Sebagai contoh, seorang staf administrasi yang dulunya butuh
waktu berjam-jam untuk membuat laporan, kini bisa menyelesaikannya dalam
hitungan menit berkat AI. Namun waktu luangnya bukan untuk beristirahat atau
mengembangkan diri melainkan langsung diisi dengan tugas tambahan seperti
analisis data lebih mendalam, pembuatan laporan baru, atau pekerjaan lintas
divisi. Alhasil, jam kerja tidak berkurang, bahkan dalam beberapa kasus
meningkat.
Faktor Psikologis, Tekanan untuk “Selalu Siap”
Selain faktor organisasi, tekanan psikologis juga berperan
besar. Ketika AI digunakan di tempat kerja, banyak karyawan merasa harus terus
menunjukkan bahwa mereka “tidak kalah” dari mesin.
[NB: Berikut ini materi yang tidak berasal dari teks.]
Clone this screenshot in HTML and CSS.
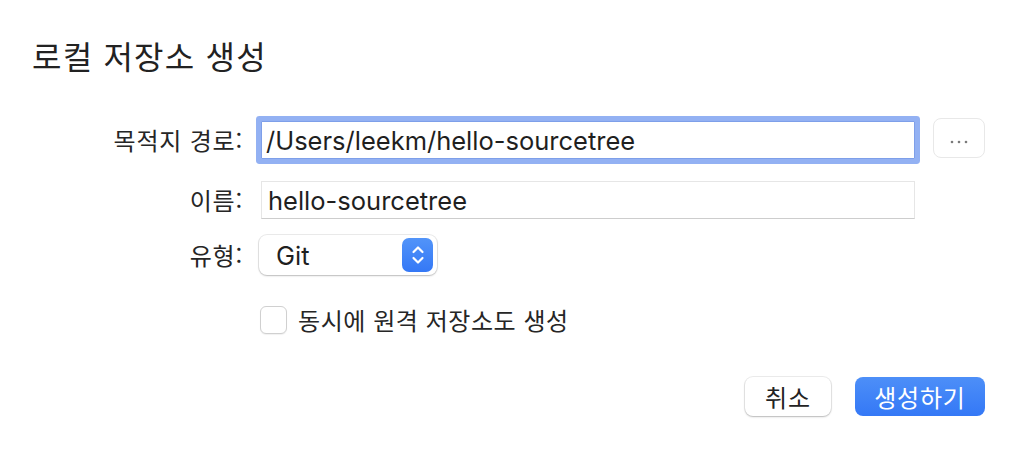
FILE: index.html
```html
<!DOCTYPE html>
<html lang="ko">
<head>
<meta charset="utf-8">
<link rel="stylesheet" href="styles.css">
</head>
<body>
<div class="dialog">
  <h1 class="title">로컬 저장소 생성</h1>
  <div class="row row-path">
    <label class="label">목적지 경로:</label>
    <div class="input focused">/Users/leekm/hello-sourcetree</div>
    <button class="browse">
      <svg class="dots" width="20" height="4" viewBox="0 0 20 4"><circle cx="3" cy="2" r="1.3" fill="#7a7a7a"/><circle cx="10" cy="2" r="1.3" fill="#7a7a7a"/><circle cx="17" cy="2" r="1.3" fill="#7a7a7a"/></svg>
    </button>
  </div>
  <div class="row row-name">
    <label class="label">이름:</label>
    <div class="input plain">hello-sourcetree</div>
  </div>
  <div class="row row-type">
    <label class="label">유형:</label>
    <div class="select">
      <span class="select-text">Git</span>
      <span class="stepper">
        <svg width="16" height="26" viewBox="0 0 16 26"><path d="M3.5 10 L8 5.5 L12.5 10" fill="none" stroke="#fff" stroke-width="2.2" stroke-linecap="round" stroke-linejoin="round"/><path d="M3.5 16 L8 20.5 L12.5 16" fill="none" stroke="#fff" stroke-width="2.2" stroke-linecap="round" stroke-linejoin="round"/></svg>
      </span>
    </div>
  </div>
  <div class="row row-check">
    <span class="label"></span>
    <span class="checkbox"></span>
    <span class="check-label">동시에 원격 저장소도 생성</span>
  </div>
  <div class="actions">
    <button class="btn cancel">취소</button>
    <button class="btn primary">생성하기</button>
  </div>
</div>
</body>
</html>
```

FILE: styles.css
```css
* { box-sizing: border-box; }
html, body { margin: 0; padding: 0; background: #ffffff; }
body {
  width: 1016px;
  height: 450px;
  overflow: hidden;
  font-family: "Inter", "Noto Sans CJK KR", sans-serif;
  color: #262626;
}
.dialog {
  padding: 35px 31px 0 32px;
}
.title {
  margin: 0;
  font-family: "Noto Sans CJK KR", sans-serif;
  font-weight: 400;
  font-size: 32px;
  letter-spacing: 1.2px;
  line-height: 40px;
  color: #222222;
}
.row {
  display: flex;
  align-items: center;
}
.row-path { margin-top: 43px; }
.row-name { margin-top: 19px; }
.row-type { margin-top: 16px; }
.row-check { margin-top: 30px; }
.label {
  flex: 0 0 211px;
  margin-right: 18px;
  font-family: "Noto Sans CJK KR", sans-serif;
  font-size: 24px;
  letter-spacing: 0.8px;
  line-height: 30px;
  text-align: right;
  color: #262626;
}
.input {
  width: 654px;
  height: 38px;
  font-size: 25.5px;
  color: #1f1f1f;
  display: flex;
  align-items: center;
  background: #fff;
}
.input.focused {
  border: 1px solid #7e9fe9;
  border-radius: 1px;
  box-shadow: 0 0 0 5px #93b1f3;
  padding-left: 4px;
}
.browse {
  width: 52px;
  height: 40px;
  margin-left: 18px;
  margin-bottom: 4px;
  border: 1px solid #e8e8e8;
  border-radius: 8px;
  background: #fff;
  display: flex;
  align-items: center;
  justify-content: center;
  padding: 0;
}
.dots { margin-top: 7px; }
.input.plain {
  border: 1px solid #e6e6e6;
  border-bottom-color: #cdcdcd;
  padding-left: 6px;
}
.select {
  width: 178px;
  height: 40px;
  margin-left: -2px;
  border-radius: 8px;
  background: #fff;
  box-shadow: 0 0 0 1px rgba(0,0,0,0.08), 0 1px 2px rgba(0,0,0,0.2);
  display: flex;
  align-items: center;
  justify-content: space-between;
  padding: 0 4px 0 17px;
}
.select-text {
  font-size: 25.5px;
  color: #1f1f1f;
}
.stepper {
  width: 31px;
  height: 34px;
  border-radius: 7px;
  background: linear-gradient(#5294f9, #3478f6);
  display: flex;
  align-items: center;
  justify-content: center;
}
.checkbox {
  flex: 0 0 27px;
  height: 28px;
  margin-left: -1px;
  border-radius: 6px;
  border: 1px solid #d0d0d0;
  background: #fff;
  box-shadow: 0 1px 1px rgba(0,0,0,0.06);
}
.check-label {
  margin-left: 11px;
  font-family: "Noto Sans CJK KR", sans-serif;
  font-size: 24px;
  letter-spacing: 0.55px;
  line-height: 30px;
  color: #262626;
}
.actions {
  margin-top: 42px;
  display: flex;
  justify-content: flex-end;
  gap: 24px;
}
.btn {
  height: 39px;
  border-radius: 8px;
  font-family: "Noto Sans CJK KR", sans-serif;
  font-size: 24px;
  letter-spacing: 0.8px;
  border: none;
  padding: 0;
}
.btn.cancel {
  width: 86px;
  background: #fff;
  color: #232323;
  box-shadow: 0 0 0 1px rgba(0,0,0,0.07), 0 1px 2px rgba(0,0,0,0.22);
}
.btn.primary {
  width: 130px;
  background: linear-gradient(#4d8ff8, #3478f6);
  color: #fff;
}
```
Mereka berusaha bekerja
lebih cepat dan lebih efisien agar tetap relevan. Ketakutan akan tergantikan
membuat sebagian pekerja rela bekerja lebih lama, bahkan di luar jam kerja
resmi, demi menjaga performa mereka di mata perusahaan.
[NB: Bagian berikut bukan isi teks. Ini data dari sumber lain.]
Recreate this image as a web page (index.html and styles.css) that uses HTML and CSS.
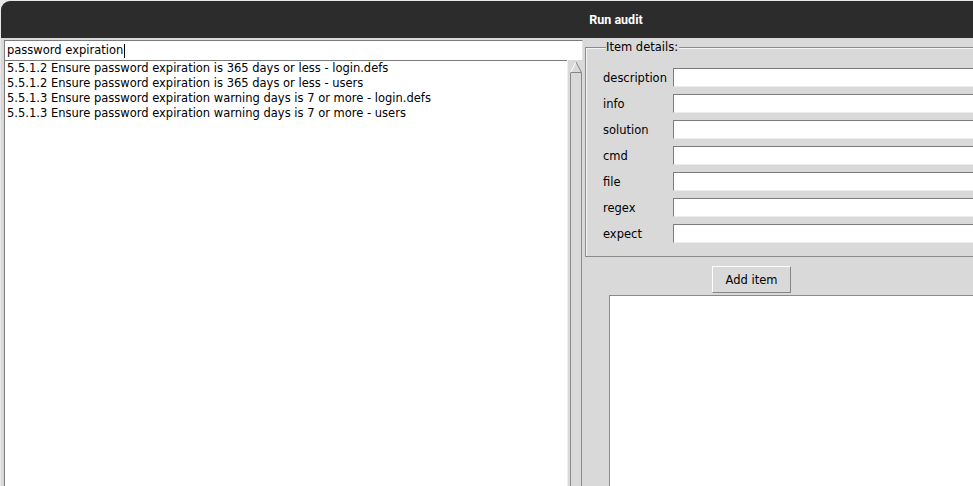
FILE: index.html
```html
<!DOCTYPE html>
<html>
<head>
<meta charset="utf-8">
<title>Run audit</title>
<link rel="stylesheet" href="styles.css">
</head>
<body>
<div class="window">
  <div class="titlebar">Run audit</div>
  <div class="content">
    <div class="left">
      <div class="search">password expiration<span class="caret"></span></div>
      <div class="listwrap">
        <div class="list">
          <div class="item">5.5.1.2 Ensure password expiration is 365 days or less - login.defs</div>
          <div class="item">5.5.1.2 Ensure password expiration is 365 days or less - users</div>
          <div class="item">5.5.1.3 Ensure password expiration warning days is 7 or more - login.defs</div>
          <div class="item">5.5.1.3 Ensure password expiration warning days is 7 or more - users</div>
        </div>
        <div class="scrollbar">
          <svg class="arrow" width="14" height="12" viewBox="0 0 14 12">
            <polygon points="7,1 12.5,11.5 1.5,11.5" fill="#d9d9d9"/>
            <line x1="7" y1="1" x2="1.5" y2="11.5" stroke="#ffffff" stroke-width="1"/>
            <line x1="7" y1="1" x2="12.5" y2="11.5" stroke="#858585" stroke-width="1"/>
            <line x1="1.5" y1="11.5" x2="12.5" y2="11.5" stroke="#858585" stroke-width="1"/>
          </svg>
          <div class="thumb"></div>
        </div>
      </div>
    </div>
    <div class="right">
      <fieldset class="details">
        <legend>Item details:</legend>
        <div class="grid">
          <span class="label">description</span><div class="field"></div>
          <span class="label">info</span><div class="field"></div>
          <span class="label">solution</span><div class="field"></div>
          <span class="label">cmd</span><div class="field"></div>
          <span class="label">file</span><div class="field"></div>
          <span class="label">regex</span><div class="field"></div>
          <span class="label">expect</span><div class="field"></div>
        </div>
      </fieldset>
      <div class="btnrow"><button class="btn">Add item</button></div>
      <div class="textbox"></div>
    </div>
  </div>
</div>
</body>
</html>
```

FILE: styles.css
```css
html, body {
  margin: 0;
  padding: 0;
}
body {
  width: 973px;
  height: 486px;
  overflow: hidden;
  background: #e8e8e8;
  font-family: "DejaVu Sans", sans-serif;
  font-size: 11.5px;
  color: #000;
}
.window {
  width: 1230px;
  height: 485px;
  margin: 1px 0 0 1px;
  background: #d9d9d9;
  border-radius: 9px 9px 0 0;
  overflow: hidden;
  display: flex;
  flex-direction: column;
}
.titlebar {
  height: 37px;
  flex: none;
  background: #2c2c2c;
  color: #ffffff;
  font-family: Roboto, "DejaVu Sans", sans-serif;
  font-weight: 700;
  font-size: 12.5px;
  display: flex;
  align-items: center;
  justify-content: center;
}
.content {
  flex: 1;
  display: flex;
  padding: 2px 0 0 3px;
  min-height: 0;
}
.left {
  width: 579px;
  flex: none;
  display: flex;
  flex-direction: column;
}
.search {
  height: 19px;
  line-height: 19px;
  background: #fff;
  border-top: 1px solid #7c7c7c;
  border-left: 1px solid #7c7c7c;
  border-right: 1px solid #e4e4e4;
  padding: 0 0 0 2px;
  box-sizing: content-box;
  white-space: nowrap;
  display: flex;
  align-items: center;
}
.caret {
  display: inline-block;
  width: 1px;
  height: 14px;
  background: #000;
  margin-left: 1px;
}
.listwrap {
  flex: 1;
  display: flex;
  min-height: 0;
}
.list {
  flex: 1;
  background: #fff;
  border-top: 1px solid #7c7c7c;
  border-left: 1px solid #7c7c7c;
  padding: 0 2px;
  line-height: 15px;
  white-space: nowrap;
  overflow: hidden;
}
.scrollbar {
  width: 15px;
  flex: none;
  background: #d9d9d9;
  border-left: 1px solid #efefef;
  display: flex;
  flex-direction: column;
  align-items: center;
  padding-top: 1px;
}
.arrow {
  flex: none;
  display: block;
}
.thumb {
  flex: 1;
  width: 10px;
  border-left: 1px solid #8a8a8a;
  border-right: 1px solid #8a8a8a;
  background: #d9d9d9;
}
.right {
  flex: 1;
  display: flex;
  flex-direction: column;
  min-width: 0;
}
.details {
  margin: 0 0 0 2px;
  padding: 14px 0 13px 17px;
  border: 1px solid #8b8b8b;
  box-shadow: inset 1px 1px 0 #f4f4f4;
  min-width: 0;
}
.details legend {
  padding: 0 1px 0 0;
  margin-left: 3px;
  background: #d9d9d9;
  line-height: 14px;
}
.grid {
  display: grid;
  grid-template-columns: 70px 1fr;
  row-gap: 7px;
  align-items: center;
}
.field {
  height: 17px;
  background: #fff;
  border-top: 1px solid #7c7c7c;
  border-left: 1px solid #7c7c7c;
  border-bottom: 1px solid #ececec;
}
.btnrow {
  padding: 9px 0 0 129px;
}
.btn {
  display: block;
  width: 79px;
  height: 27px;
  font-family: "DejaVu Sans", sans-serif;
  font-size: 11.5px;
  color: #000;
  background: #d9d9d9;
  border-top: 1px solid #ffffff;
  border-left: 1px solid #ffffff;
  border-right: 1px solid #858585;
  border-bottom: 1px solid #858585;
  padding: 0;
  margin: 0;
}
.textbox {
  flex: 1;
  margin: 2px 0 0 26px;
  background: #fff;
  border-top: 1px solid #8a8a8a;
  border-left: 1px solid #8a8a8a;
}
```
Fenomena ini sering disebut sebagai automation anxiety
kecemasan yang muncul akibat otomatisasi. Alih-alih menikmati manfaat
teknologi, pekerja justru terjebak dalam lingkaran kompetisi yang tidak sehat
dengan sistem yang seharusnya membantu mereka.
AI Seharusnya Membantu, Bukan Membebani
Padahal, tujuan utama pengembangan AI adalah membantu
manusia. Jika penerapannya malah membuat jam kerja bertambah, artinya ada yang
keliru dalam cara kita memanfaatkannya. Para ahli menyarankan agar perusahaan
tidak hanya fokus pada hasil efisiensi, tetapi juga memperhatikan kesejahteraan
manusia di balik teknologi tersebut.
Kebijakan kerja yang bijak harus memastikan bahwa waktu yang
dihemat oleh AI benar-benar dialokasikan untuk meningkatkan keseimbangan hidup
karyawan misalnya dengan jam kerja fleksibel, kesempatan belajar, atau waktu
istirahat tambahan. Tanpa pendekatan seperti ini, AI hanya akan menjadi alat
percepatan yang memperparah beban kerja, bukan meringankannya.
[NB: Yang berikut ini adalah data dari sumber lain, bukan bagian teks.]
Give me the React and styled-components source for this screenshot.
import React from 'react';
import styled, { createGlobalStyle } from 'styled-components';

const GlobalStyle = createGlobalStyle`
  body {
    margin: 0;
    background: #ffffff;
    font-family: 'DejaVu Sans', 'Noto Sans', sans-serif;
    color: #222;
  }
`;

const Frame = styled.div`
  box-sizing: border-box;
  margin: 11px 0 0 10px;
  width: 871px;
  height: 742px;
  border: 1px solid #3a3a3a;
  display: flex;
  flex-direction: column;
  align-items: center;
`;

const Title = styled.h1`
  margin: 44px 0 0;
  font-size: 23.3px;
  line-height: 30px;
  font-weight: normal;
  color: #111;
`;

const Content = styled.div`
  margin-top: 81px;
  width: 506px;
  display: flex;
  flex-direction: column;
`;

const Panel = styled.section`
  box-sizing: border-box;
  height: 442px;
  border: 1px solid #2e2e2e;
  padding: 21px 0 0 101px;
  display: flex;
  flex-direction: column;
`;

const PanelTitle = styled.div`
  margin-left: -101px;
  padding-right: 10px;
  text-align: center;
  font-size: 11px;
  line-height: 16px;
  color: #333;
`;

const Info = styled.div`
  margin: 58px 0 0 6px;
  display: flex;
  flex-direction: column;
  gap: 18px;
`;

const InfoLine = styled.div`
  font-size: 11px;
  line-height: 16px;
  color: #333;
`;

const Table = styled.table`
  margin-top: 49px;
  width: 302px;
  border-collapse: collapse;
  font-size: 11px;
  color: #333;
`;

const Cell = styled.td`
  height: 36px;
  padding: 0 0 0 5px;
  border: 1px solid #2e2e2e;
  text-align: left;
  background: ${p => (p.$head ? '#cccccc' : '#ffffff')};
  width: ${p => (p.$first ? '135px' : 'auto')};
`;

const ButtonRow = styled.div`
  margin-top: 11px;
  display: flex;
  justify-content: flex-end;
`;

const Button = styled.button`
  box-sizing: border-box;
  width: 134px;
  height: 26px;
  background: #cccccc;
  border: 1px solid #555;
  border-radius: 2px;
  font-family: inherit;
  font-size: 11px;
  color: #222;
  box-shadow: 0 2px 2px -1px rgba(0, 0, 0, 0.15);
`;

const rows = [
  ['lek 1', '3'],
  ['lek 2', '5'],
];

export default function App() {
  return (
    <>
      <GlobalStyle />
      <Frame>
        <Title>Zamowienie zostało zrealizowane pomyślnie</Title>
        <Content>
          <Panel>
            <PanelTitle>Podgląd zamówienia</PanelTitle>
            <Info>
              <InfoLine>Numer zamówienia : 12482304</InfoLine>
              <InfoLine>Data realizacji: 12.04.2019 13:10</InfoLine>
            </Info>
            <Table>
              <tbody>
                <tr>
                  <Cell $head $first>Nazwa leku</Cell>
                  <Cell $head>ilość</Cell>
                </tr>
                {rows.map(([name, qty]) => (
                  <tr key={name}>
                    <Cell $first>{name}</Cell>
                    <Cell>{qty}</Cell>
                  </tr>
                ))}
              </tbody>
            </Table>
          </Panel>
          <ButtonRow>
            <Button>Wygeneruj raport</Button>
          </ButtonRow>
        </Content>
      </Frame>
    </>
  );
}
Menuju Kolaborasi yang Seimbang
Solusi dari persoalan ini tidak terletak pada menolak AI,
melainkan pada membangun hubungan yang lebih seimbang antara manusia dan
teknologi. AI harus diposisikan sebagai rekan kerja yang membantu, bukan
pesaing yang menekan. Organisasi juga perlu menyiapkan pelatihan yang memadai
agar karyawan dapat memanfaatkan AI secara cerdas, bukan sekadar mengikuti
tuntutan sistem.
Dalam jangka panjang, keberhasilan adopsi AI di dunia kerja
bukan hanya diukur dari peningkatan produktivitas, tetapi juga dari sejauh mana
teknologi tersebut mampu meningkatkan kualitas hidup para pekerja. Bila
keseimbangan ini bisa dicapai, maka AI benar-benar akan menjadi alat yang
membebaskan manusia dari beban rutin bukan menambah tekanan baru.
Penutup
AI menjanjikan masa depan kerja yang efisien dan cerdas,
tetapi implementasinya membutuhkan kebijakan yang berorientasi pada manusia.
Teknologi hanyalah alat, dampaknya tergantung pada bagaimana ia digunakan. Jika
perusahaan mampu menata ulang budaya kerja dan memperhatikan kesejahteraan
karyawannya, maka AI akan menjadi mitra yang mempermudah kehidupan profesional
kita. Namun bila tidak, risiko paradoks produktivitas akan terus menghantui
mesin makin pintar, manusia makin lelah.